■ **PROMPT**
All of the lines below are to be transcribed faithfully, with pictures excluded from the copy.

■ **RAW DATA**
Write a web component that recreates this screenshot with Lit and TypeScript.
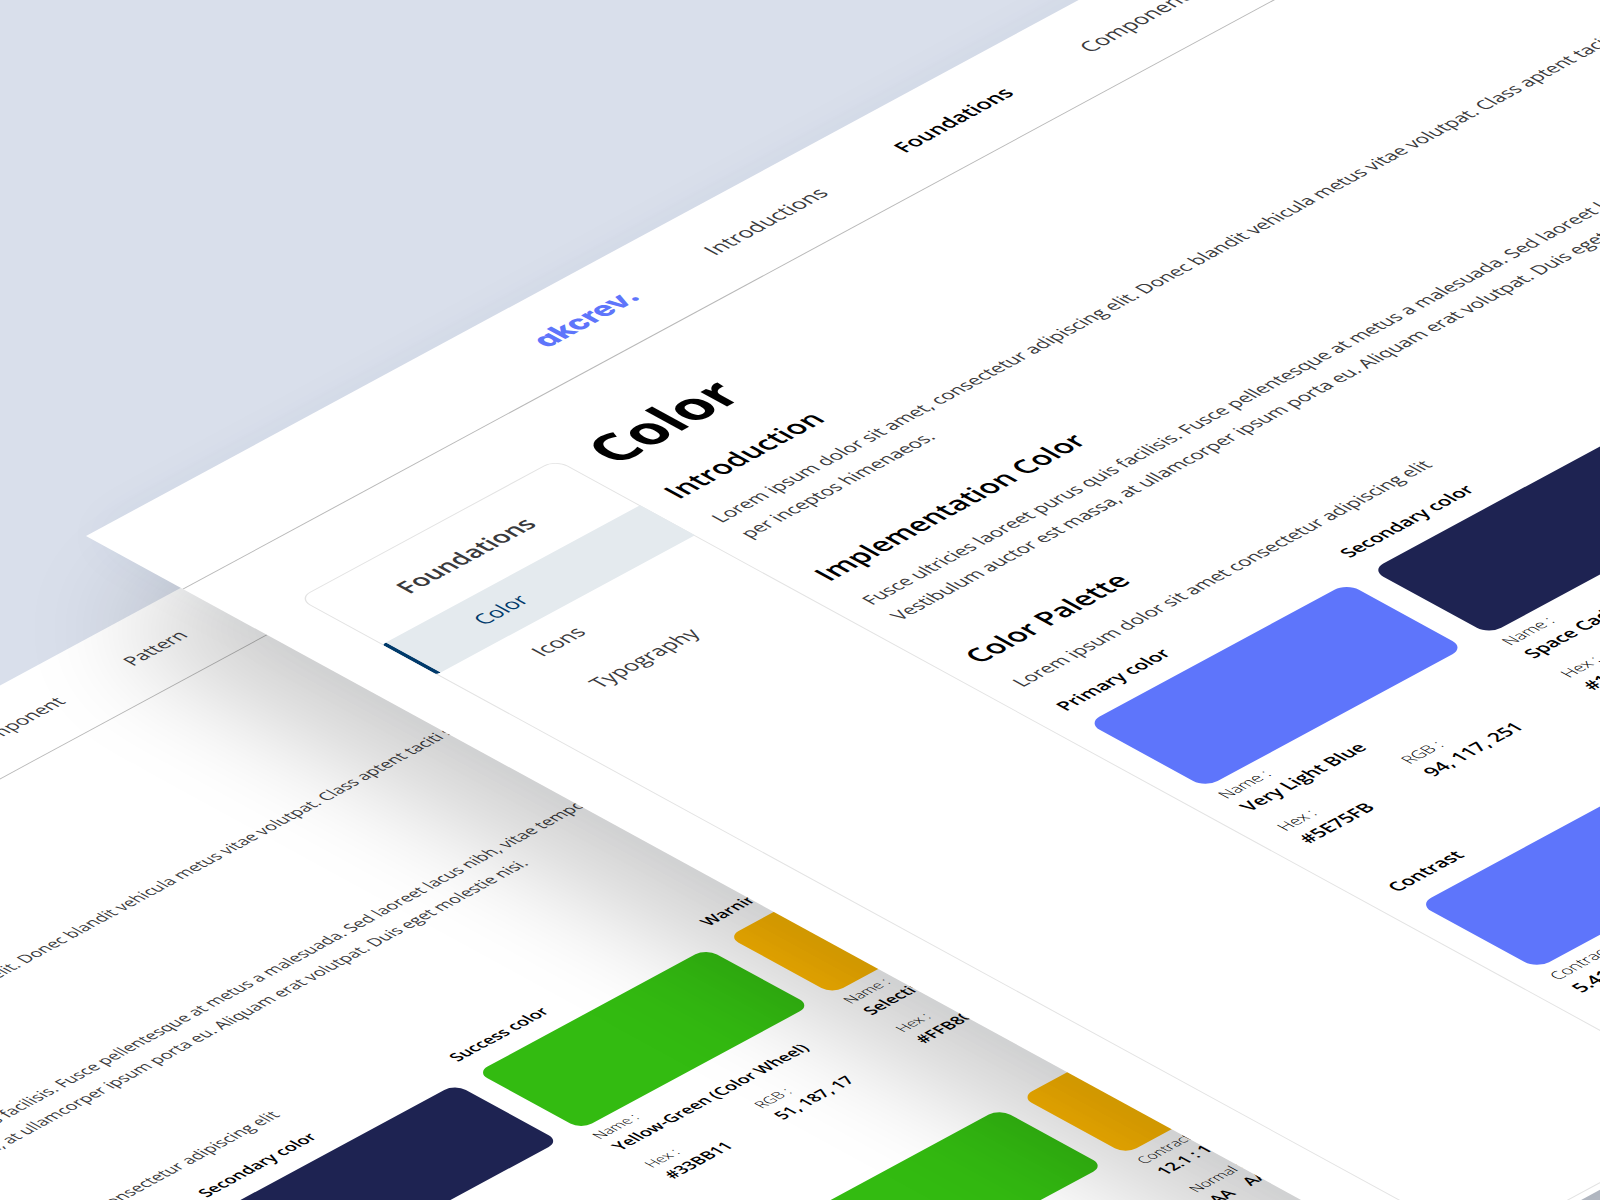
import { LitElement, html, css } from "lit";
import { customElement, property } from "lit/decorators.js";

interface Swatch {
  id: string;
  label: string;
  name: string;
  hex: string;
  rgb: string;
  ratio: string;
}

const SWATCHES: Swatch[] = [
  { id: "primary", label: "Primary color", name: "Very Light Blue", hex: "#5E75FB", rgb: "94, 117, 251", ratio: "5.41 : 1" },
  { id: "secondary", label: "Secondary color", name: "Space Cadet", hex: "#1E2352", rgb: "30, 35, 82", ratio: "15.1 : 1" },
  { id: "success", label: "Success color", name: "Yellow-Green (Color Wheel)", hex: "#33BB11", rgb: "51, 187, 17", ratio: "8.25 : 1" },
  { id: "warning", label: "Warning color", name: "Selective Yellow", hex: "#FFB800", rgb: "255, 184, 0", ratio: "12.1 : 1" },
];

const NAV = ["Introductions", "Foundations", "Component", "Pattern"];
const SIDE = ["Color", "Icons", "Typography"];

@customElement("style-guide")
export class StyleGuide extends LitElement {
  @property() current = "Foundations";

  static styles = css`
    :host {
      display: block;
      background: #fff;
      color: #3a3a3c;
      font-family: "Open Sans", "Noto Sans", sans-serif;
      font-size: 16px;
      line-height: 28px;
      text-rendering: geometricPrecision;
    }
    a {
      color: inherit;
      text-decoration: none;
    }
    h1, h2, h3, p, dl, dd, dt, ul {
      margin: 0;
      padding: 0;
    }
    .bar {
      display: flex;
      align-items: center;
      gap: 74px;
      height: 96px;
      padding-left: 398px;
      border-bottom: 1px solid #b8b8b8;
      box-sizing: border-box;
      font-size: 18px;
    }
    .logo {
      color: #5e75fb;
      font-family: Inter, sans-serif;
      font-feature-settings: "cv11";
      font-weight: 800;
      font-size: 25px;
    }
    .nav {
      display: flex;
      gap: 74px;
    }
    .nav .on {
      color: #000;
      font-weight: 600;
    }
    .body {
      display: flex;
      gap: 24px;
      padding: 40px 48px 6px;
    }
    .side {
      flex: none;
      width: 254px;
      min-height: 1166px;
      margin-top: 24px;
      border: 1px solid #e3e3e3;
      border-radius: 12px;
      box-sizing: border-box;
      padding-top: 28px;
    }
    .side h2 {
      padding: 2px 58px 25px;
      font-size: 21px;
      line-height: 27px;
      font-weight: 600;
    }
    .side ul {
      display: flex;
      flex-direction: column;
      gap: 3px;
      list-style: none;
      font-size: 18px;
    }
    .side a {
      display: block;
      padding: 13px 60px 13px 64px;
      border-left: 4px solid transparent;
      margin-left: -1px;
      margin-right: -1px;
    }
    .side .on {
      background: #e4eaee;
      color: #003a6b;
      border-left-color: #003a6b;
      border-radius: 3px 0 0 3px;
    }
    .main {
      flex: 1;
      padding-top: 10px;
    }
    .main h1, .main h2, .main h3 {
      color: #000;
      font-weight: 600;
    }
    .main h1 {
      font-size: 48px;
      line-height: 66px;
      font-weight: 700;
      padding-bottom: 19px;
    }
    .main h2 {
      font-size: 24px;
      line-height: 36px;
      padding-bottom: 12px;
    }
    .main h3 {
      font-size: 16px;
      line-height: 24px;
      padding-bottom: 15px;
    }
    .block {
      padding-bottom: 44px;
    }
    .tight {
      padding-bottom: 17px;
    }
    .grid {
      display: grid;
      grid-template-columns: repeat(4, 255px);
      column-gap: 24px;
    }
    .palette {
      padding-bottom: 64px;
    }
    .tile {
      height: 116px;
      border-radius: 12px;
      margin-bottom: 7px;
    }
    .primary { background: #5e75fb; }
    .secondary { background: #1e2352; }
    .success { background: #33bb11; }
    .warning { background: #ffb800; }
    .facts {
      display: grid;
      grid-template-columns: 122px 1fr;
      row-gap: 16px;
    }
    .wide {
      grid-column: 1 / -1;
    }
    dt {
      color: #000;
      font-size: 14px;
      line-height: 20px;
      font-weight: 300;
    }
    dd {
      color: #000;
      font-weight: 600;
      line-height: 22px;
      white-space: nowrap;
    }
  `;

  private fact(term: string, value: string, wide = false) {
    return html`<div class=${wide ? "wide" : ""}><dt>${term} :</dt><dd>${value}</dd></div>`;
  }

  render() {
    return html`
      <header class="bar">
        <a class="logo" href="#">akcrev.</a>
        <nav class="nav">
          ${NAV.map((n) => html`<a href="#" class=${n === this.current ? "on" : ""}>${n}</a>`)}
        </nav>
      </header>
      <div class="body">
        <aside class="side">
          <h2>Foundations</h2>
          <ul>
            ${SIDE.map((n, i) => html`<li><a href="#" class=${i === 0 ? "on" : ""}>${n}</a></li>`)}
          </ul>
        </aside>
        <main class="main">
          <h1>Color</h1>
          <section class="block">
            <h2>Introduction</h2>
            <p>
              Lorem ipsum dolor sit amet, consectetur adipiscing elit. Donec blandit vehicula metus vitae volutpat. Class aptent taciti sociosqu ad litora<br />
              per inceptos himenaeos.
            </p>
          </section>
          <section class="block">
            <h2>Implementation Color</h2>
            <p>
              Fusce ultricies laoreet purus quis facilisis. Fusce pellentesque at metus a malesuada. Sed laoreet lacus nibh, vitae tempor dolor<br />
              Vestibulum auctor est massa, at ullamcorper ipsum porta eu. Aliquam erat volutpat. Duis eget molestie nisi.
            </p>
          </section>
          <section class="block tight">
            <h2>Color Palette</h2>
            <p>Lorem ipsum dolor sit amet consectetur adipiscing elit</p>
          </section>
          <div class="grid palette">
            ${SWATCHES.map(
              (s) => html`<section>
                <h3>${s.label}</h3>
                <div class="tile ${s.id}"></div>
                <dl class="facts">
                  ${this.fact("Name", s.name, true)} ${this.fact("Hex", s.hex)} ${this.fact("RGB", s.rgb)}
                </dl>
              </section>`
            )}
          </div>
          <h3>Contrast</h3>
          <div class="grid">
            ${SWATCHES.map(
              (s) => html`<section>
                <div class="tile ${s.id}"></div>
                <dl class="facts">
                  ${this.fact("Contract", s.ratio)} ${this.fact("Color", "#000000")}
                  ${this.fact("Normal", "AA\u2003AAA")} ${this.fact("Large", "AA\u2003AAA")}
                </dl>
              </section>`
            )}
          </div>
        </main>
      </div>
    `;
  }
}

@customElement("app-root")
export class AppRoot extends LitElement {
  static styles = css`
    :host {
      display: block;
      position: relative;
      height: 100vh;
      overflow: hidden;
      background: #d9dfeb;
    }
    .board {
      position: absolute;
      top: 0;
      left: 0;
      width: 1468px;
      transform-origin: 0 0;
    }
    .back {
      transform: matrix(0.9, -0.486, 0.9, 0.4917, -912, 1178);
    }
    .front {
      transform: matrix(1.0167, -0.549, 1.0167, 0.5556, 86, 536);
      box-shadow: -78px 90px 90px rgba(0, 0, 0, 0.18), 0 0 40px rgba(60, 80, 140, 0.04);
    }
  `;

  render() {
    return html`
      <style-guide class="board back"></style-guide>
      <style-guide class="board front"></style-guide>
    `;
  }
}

■ **RESPONSE FOR THIS EXERCISE**
Write a web component that recreates this screenshot with Lit and TypeScript.
import { LitElement, html, css } from "lit";
import { customElement, property } from "lit/decorators.js";

interface Swatch {
  id: string;
  label: string;
  name: string;
  hex: string;
  rgb: string;
  ratio: string;
}

const SWATCHES: Swatch[] = [
  { id: "primary", label: "Primary color", name: "Very Light Blue", hex: "#5E75FB", rgb: "94, 117, 251", ratio: "5.41 : 1" },
  { id: "secondary", label: "Secondary color", name: "Space Cadet", hex: "#1E2352", rgb: "30, 35, 82", ratio: "15.1 : 1" },
  { id: "success", label: "Success color", name: "Yellow-Green (Color Wheel)", hex: "#33BB11", rgb: "51, 187, 17", ratio: "8.25 : 1" },
  { id: "warning", label: "Warning color", name: "Selective Yellow", hex: "#FFB800", rgb: "255, 184, 0", ratio: "12.1 : 1" },
];

const NAV = ["Introductions", "Foundations", "Component", "Pattern"];
const SIDE = ["Color", "Icons", "Typography"];

@customElement("style-guide")
export class StyleGuide extends LitElement {
  @property() current = "Foundations";

  static styles = css`
    :host {
      display: block;
      background: #fff;
      color: #3a3a3c;
      font-family: "Open Sans", "Noto Sans", sans-serif;
      font-size: 16px;
      line-height: 28px;
      text-rendering: geometricPrecision;
    }
    a {
      color: inherit;
      text-decoration: none;
    }
    h1, h2, h3, p, dl, dd, dt, ul {
      margin: 0;
      padding: 0;
    }
    .bar {
      display: flex;
      align-items: center;
      gap: 74px;
      height: 96px;
      padding-left: 398px;
      border-bottom: 1px solid #b8b8b8;
      box-sizing: border-box;
      font-size: 18px;
    }
    .logo {
      color: #5e75fb;
      font-family: Inter, sans-serif;
      font-feature-settings: "cv11";
      font-weight: 800;
      font-size: 25px;
    }
    .nav {
      display: flex;
      gap: 74px;
    }
    .nav .on {
      color: #000;
      font-weight: 600;
    }
    .body {
      display: flex;
      gap: 24px;
      padding: 40px 48px 6px;
    }
    .side {
      flex: none;
      width: 254px;
      min-height: 1166px;
      margin-top: 24px;
      border: 1px solid #e3e3e3;
      border-radius: 12px;
      box-sizing: border-box;
      padding-top: 28px;
    }
    .side h2 {
      padding: 2px 58px 25px;
      font-size: 21px;
      line-height: 27px;
      font-weight: 600;
    }
    .side ul {
      display: flex;
      flex-direction: column;
      gap: 3px;
      list-style: none;
      font-size: 18px;
    }
    .side a {
      display: block;
      padding: 13px 60px 13px 64px;
      border-left: 4px solid transparent;
      margin-left: -1px;
      margin-right: -1px;
    }
    .side .on {
      background: #e4eaee;
      color: #003a6b;
      border-left-color: #003a6b;
      border-radius: 3px 0 0 3px;
    }
    .main {
      flex: 1;
      padding-top: 10px;
    }
    .main h1, .main h2, .main h3 {
      color: #000;
      font-weight: 600;
    }
    .main h1 {
      font-size: 48px;
      line-height: 66px;
      font-weight: 700;
      padding-bottom: 19px;
    }
    .main h2 {
      font-size: 24px;
      line-height: 36px;
      padding-bottom: 12px;
    }
    .main h3 {
      font-size: 16px;
      line-height: 24px;
      padding-bottom: 15px;
    }
    .block {
      padding-bottom: 44px;
    }
    .tight {
      padding-bottom: 17px;
    }
    .grid {
      display: grid;
      grid-template-columns: repeat(4, 255px);
      column-gap: 24px;
    }
    .palette {
      padding-bottom: 64px;
    }
    .tile {
      height: 116px;
      border-radius: 12px;
      margin-bottom: 7px;
    }
    .primary { background: #5e75fb; }
    .secondary { background: #1e2352; }
    .success { background: #33bb11; }
    .warning { background: #ffb800; }
    .facts {
      display: grid;
      grid-template-columns: 122px 1fr;
      row-gap: 16px;
    }
    .wide {
      grid-column: 1 / -1;
    }
    dt {
      color: #000;
      font-size: 14px;
      line-height: 20px;
      font-weight: 300;
    }
    dd {
      color: #000;
      font-weight: 600;
      line-height: 22px;
      white-space: nowrap;
    }
  `;

  private fact(term: string, value: string, wide = false) {
    return html`<div class=${wide ? "wide" : ""}><dt>${term} :</dt><dd>${value}</dd></div>`;
  }

  render() {
    return html`
      <header class="bar">
        <a class="logo" href="#">akcrev.</a>
        <nav class="nav">
          ${NAV.map((n) => html`<a href="#" class=${n === this.current ? "on" : ""}>${n}</a>`)}
        </nav>
      </header>
      <div class="body">
        <aside class="side">
          <h2>Foundations</h2>
          <ul>
            ${SIDE.map((n, i) => html`<li><a href="#" class=${i === 0 ? "on" : ""}>${n}</a></li>`)}
          </ul>
        </aside>
        <main class="main">
          <h1>Color</h1>
          <section class="block">
            <h2>Introduction</h2>
            <p>
              Lorem ipsum dolor sit amet, consectetur adipiscing elit. Donec blandit vehicula metus vitae volutpat. Class aptent taciti sociosqu ad litora<br />
              per inceptos himenaeos.
            </p>
          </section>
          <section class="block">
            <h2>Implementation Color</h2>
            <p>
              Fusce ultricies laoreet purus quis facilisis. Fusce pellentesque at metus a malesuada. Sed laoreet lacus nibh, vitae tempor dolor<br />
              Vestibulum auctor est massa, at ullamcorper ipsum porta eu. Aliquam erat volutpat. Duis eget molestie nisi.
            </p>
          </section>
          <section class="block tight">
            <h2>Color Palette</h2>
            <p>Lorem ipsum dolor sit amet consectetur adipiscing elit</p>
          </section>
          <div class="grid palette">
            ${SWATCHES.map(
              (s) => html`<section>
                <h3>${s.label}</h3>
                <div class="tile ${s.id}"></div>
                <dl class="facts">
                  ${this.fact("Name", s.name, true)} ${this.fact("Hex", s.hex)} ${this.fact("RGB", s.rgb)}
                </dl>
              </section>`
            )}
          </div>
          <h3>Contrast</h3>
          <div class="grid">
            ${SWATCHES.map(
              (s) => html`<section>
                <div class="tile ${s.id}"></div>
                <dl class="facts">
                  ${this.fact("Contract", s.ratio)} ${this.fact("Color", "#000000")}
                  ${this.fact("Normal", "AA\u2003AAA")} ${this.fact("Large", "AA\u2003AAA")}
                </dl>
              </section>`
            )}
          </div>
        </main>
      </div>
    `;
  }
}

@customElement("app-root")
export class AppRoot extends LitElement {
  static styles = css`
    :host {
      display: block;
      position: relative;
      height: 100vh;
      overflow: hidden;
      background: #d9dfeb;
    }
    .board {
      position: absolute;
      top: 0;
      left: 0;
      width: 1468px;
      transform-origin: 0 0;
    }
    .back {
      transform: matrix(0.9, -0.486, 0.9, 0.4917, -912, 1178);
    }
    .front {
      transform: matrix(1.0167, -0.549, 1.0167, 0.5556, 86, 536);
      box-shadow: -78px 90px 90px rgba(0, 0, 0, 0.18), 0 0 40px rgba(60, 80, 140, 0.04);
    }
  `;

  render() {
    return html`
      <style-guide class="board back"></style-guide>
      <style-guide class="board front"></style-guide>
    `;
  }
}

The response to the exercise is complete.